Kann jeder eine Seebestattung buchen? Man muss keine bestimmte Beziehung zum Meer haben?
Es ist so, dass bis vor etwa 40 Jahren tatsächlich nur Leute im Meer beigesetzt werden durften, die eine Beziehung zum Meer hatten. Häufig die klassischen Berufsbilder: jemand von der Werft, Fischer, Marine-Angehörige. Und dann wurden die Gesetze angepasst, um es jedem zu ermöglichen. Und das genau ist auch der Zeitpunkt, wo dann tatsächlich hauptberufliche Seebestatter in Erscheinung traten, unter anderem auch unsere Reederei.

Wird der Name der verstorbenen Person nach der Bestattung irgendwo an Land angeschrieben?
Bei uns nicht.
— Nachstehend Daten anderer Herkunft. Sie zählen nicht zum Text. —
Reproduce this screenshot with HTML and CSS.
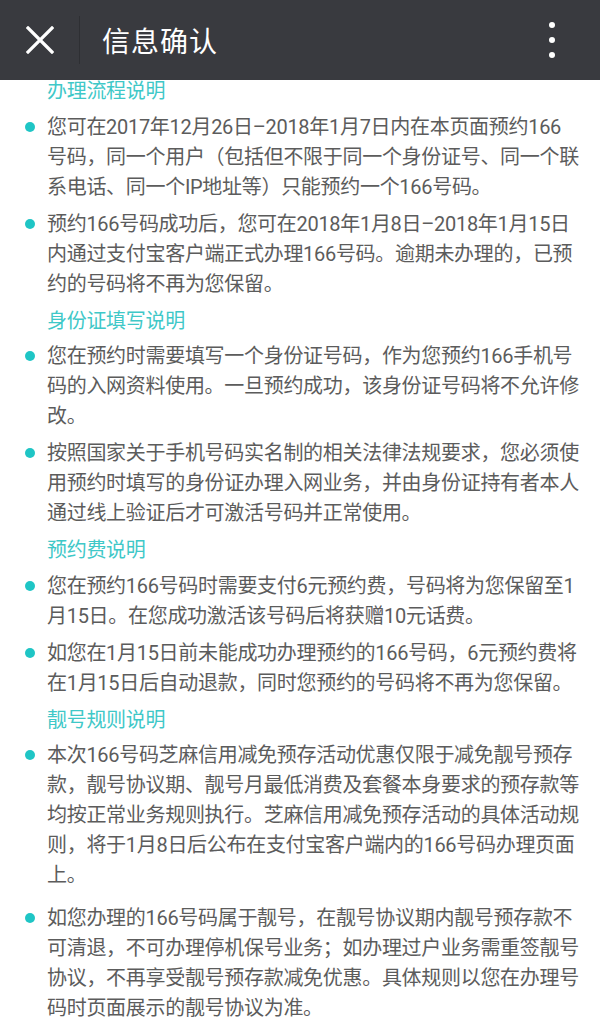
FILE: index.html
```html
<!DOCTYPE html>
<html lang="zh-CN">
<head>
    <meta charset="UTF-8">
    <meta name="viewport" content="width=device-width, initial-scale=1.0">
    <title>信息确认</title>
    <link rel="stylesheet" href="styles.css">
</head>
<body>

    <div class="topbar">
        <div class="close">
            <svg width="28" height="28" viewBox="0 0 28 28">
                <path d="M2 2 L26 26 M26 2 L2 26" stroke="#fff" stroke-width="3.2" stroke-linecap="square" fill="none"/>
            </svg>
        </div>
        <div class="title">信息确认</div>
        <div class="more">
            <span></span><span></span><span></span>
        </div>
    </div>

    <div class="content">

        <h2>办理流程说明</h2>
        <ul>
            <li>您可在2017年12月26日–2018年1月7日内在本页面预约166<br>号码，同一个用户（包括但不限于同一个身份证号、同一个联<br>系电话、同一个IP地址等）只能预约一个166号码。</li>
            <li>预约166号码成功后，您可在2018年1月8日–2018年1月15日<br>内通过支付宝客户端正式办理166号码。逾期未办理的，已预<br>约的号码将不再为您保留。</li>
        </ul>

        <h2>身份证填写说明</h2>
        <ul>
            <li>您在预约时需要填写一个身份证号码，作为您预约166手机号<br>码的入网资料使用。一旦预约成功，该身份证号码将不允许修<br>改。</li>
            <li>按照国家关于手机号码实名制的相关法律法规要求，您必须使<br>用预约时填写的身份证办理入网业务，并由身份证持有者本人<br>通过线上验证后才可激活号码并正常使用。</li>
        </ul>

        <h2>预约费说明</h2>
        <ul>
            <li>您在预约166号码时需要支付6元预约费，号码将为您保留至1<br>月15日。在您成功激活该号码后将获赠10元话费。</li>
            <li>如您在1月15日前未能成功办理预约的166号码，6元预约费将<br>在1月15日后自动退款，同时您预约的号码将不再为您保留。</li>
        </ul>

        <h2>靓号规则说明</h2>
        <ul class="rules">
            <li>本次166号码芝麻信用减免预存活动优惠仅限于减免靓号预存<br>款，靓号协议期、靓号月最低消费及套餐本身要求的预存款等<br>均按正常业务规则执行。芝麻信用减免预存活动的具体活动规<br>则，将于1月8日后公布在支付宝客户端内的166号码办理页面<br>上。</li>
            <li>如您办理的166号码属于靓号，在靓号协议期内靓号预存款不<br>可清退，不可办理停机保号业务；如办理过户业务需重签靓号<br>协议，不再享受靓号预存款减免优惠。具体规则以您在办理号<br>码时页面展示的靓号协议为准。</li>
        </ul>

    </div>

</body>
</html>
```

FILE: styles.css
```css
body {
    margin: 0;
    background-color: #fff;
    font-family: Roboto, "Liberation Sans", "Noto Sans CJK SC", sans-serif;
}

.topbar {
    position: relative;
    z-index: 1;
    display: flex;
    align-items: center;
    height: 80px;
    background-color: #393a3f;
    color: #fff;
}

.close {
    display: flex;
    align-items: center;
    justify-content: center;
    width: 80px;
    height: 48px;
    border-right: 1px solid #2e2f33;
    box-sizing: border-box;
}

.title {
    flex: 1;
    padding-left: 22px;
    font-size: 28px;
    letter-spacing: 1px;
}

.more {
    display: flex;
    flex-direction: column;
    align-items: center;
    gap: 9px;
    width: 44px;
    margin-right: 26px;
}

    .more span {
        width: 6px;
        height: 6px;
        border-radius: 50%;
        background-color: #fff;
    }

/* page is scrolled a little: first heading sits under the bar */
.content {
    margin-top: -4px;
    padding-right: 8px;
}

h2 {
    margin: 0 0 5.5px 0;
    padding-left: 47px;
    font-size: 20px;
    font-weight: normal;
    line-height: 30px;
    letter-spacing: -0.3px;
    color: #3fc8c8;
}

ul {
    list-style: none;
    margin: 0 0 4px 0;
    padding: 0;
}

li {
    display: flex;
    margin-bottom: 7px;
    font-size: 20px;
    line-height: 30px;
    letter-spacing: -0.3px;
    color: #5c5c5c;
}

    li::before {
        content: "";
        flex: none;
        width: 10px;
        height: 10px;
        margin: 10px 12px 0 25px;
        border-radius: 50%;
        background-color: #1fc5c5;
    }

.rules li {
    margin-bottom: 12.5px;
}
```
Es gibt durchaus Gesellschaften, die haben an Land Stellen oder irgendeinen Raum, wo man Plaketten annageln kann. Wir möchten das gerne haben, ist aber immer nicht ganz so einfach, weil immer die Frage ist, ob die Kommune Platz dafür zur Verfügung stellt. Aber natürlich ist es richtig, bei einer Seebeisetzung ist es eben nicht so wie auf einem klassischen Friedhof, dass eben jemand hingehen kann um eine Blume hinzulegen und Zielsprache zu halten. Einmal im Jahr bieten wir Gedenkfahrten an, das heißt da wird ein richtig großes Schiff von uns gechartert und das fährt dann raus auf die Beisetzpositionen. Was die Familie abgesehen davon immer machen kann, sie kann das Schiff selber chartern. Das heißt sie würde genauso einen Termin ausmachen wie für eine Beisetzungsfahrt, würde genauso raufahren auf die Position, aber natürlich würde auch hier dann nur eine Familie mitfahren. Dem Verstorbenem zu gedenken, das ist den Leuten selbstverständlich wichtig. Wir hatten letztes Jahr zum Beispiel einmal den Fall, wo eine Dame zwei Stunden vor Abfahrt gesagt hat, sie möchte doch keine Seebeisetzung haben, weil sie plötzlich festgestellt hat, dass sie ihren Gatten dann ja nie wieder am Grab besuchen kann. Das passiert. Aber man kann es auch so sehen: Wenn ich jemanden in der Ostsee beisetze, sobald ich einen Fuß in die Ostsee setze, bin ich irgendwie auch wieder bei Opa.